I am reminded of my connection as God spoke to me multiply times throughout the drain of the 1st 3 days of this lengthy prayer and fast.  Replaying in my mind (in my own voice) was...greater is He that is in you than he that is in the world. (1 John 4:4)  Mainly, my greatest victory comes from my adoption by God, and everything beyond God choosing me fails in comparison (regardless the level of importance I place on the difficulty!).  I Love the way The Message puts it...My dear Children, you come from God and belong to God.  You have already won a big victory over those false teachers, for the Spirit in you is far greater than anything in the world.  My lack of personal prayer, and my attachment to large quantities of unhealthy food is based on my connection to the world and all the world teaches.  Greater is any part of God that is in me than anything that is in the world -Thanks be to God!
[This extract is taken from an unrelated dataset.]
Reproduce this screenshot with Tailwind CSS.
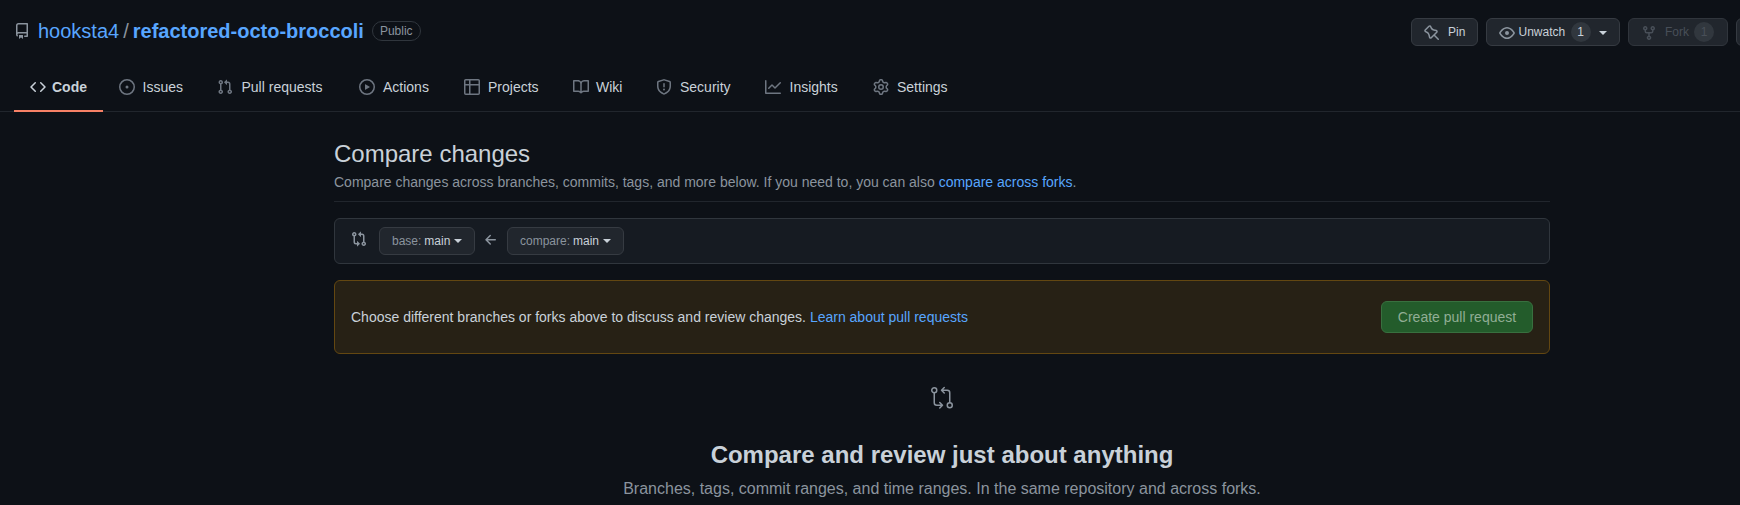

Maybe my attraction to The Message's interpretation is based on the reference to the Spirit in me is greater than anything in the world.  Jesus sent us the Holy Spirit to support us for a task that we couldn't complete on our own.  When Jesus gave us our mission statement, He told His disciples to hold up in a room until the Spirit fell upon them.  They did and It did...then the church was born!  I pray for that kind of revival for our church...for The Church.  It will happen when we remember greater is He that is in [me], then he that is in the world.

To reach some kind of conclusion in my excitement, I realize the day is still young.  However, this morning, I am encouraged and strengthened because I awoke fresh and allergy free and ready for my 3rd consecutive day at The Gym (5 out of the last 7 days). Whatever the remaining part of my busy day holds...it started and will end with God.  Our church's commitment to 21 Days of Prayer and Fast might just be what God wanted for us -Confident Connection! Again, Thanks Be To God!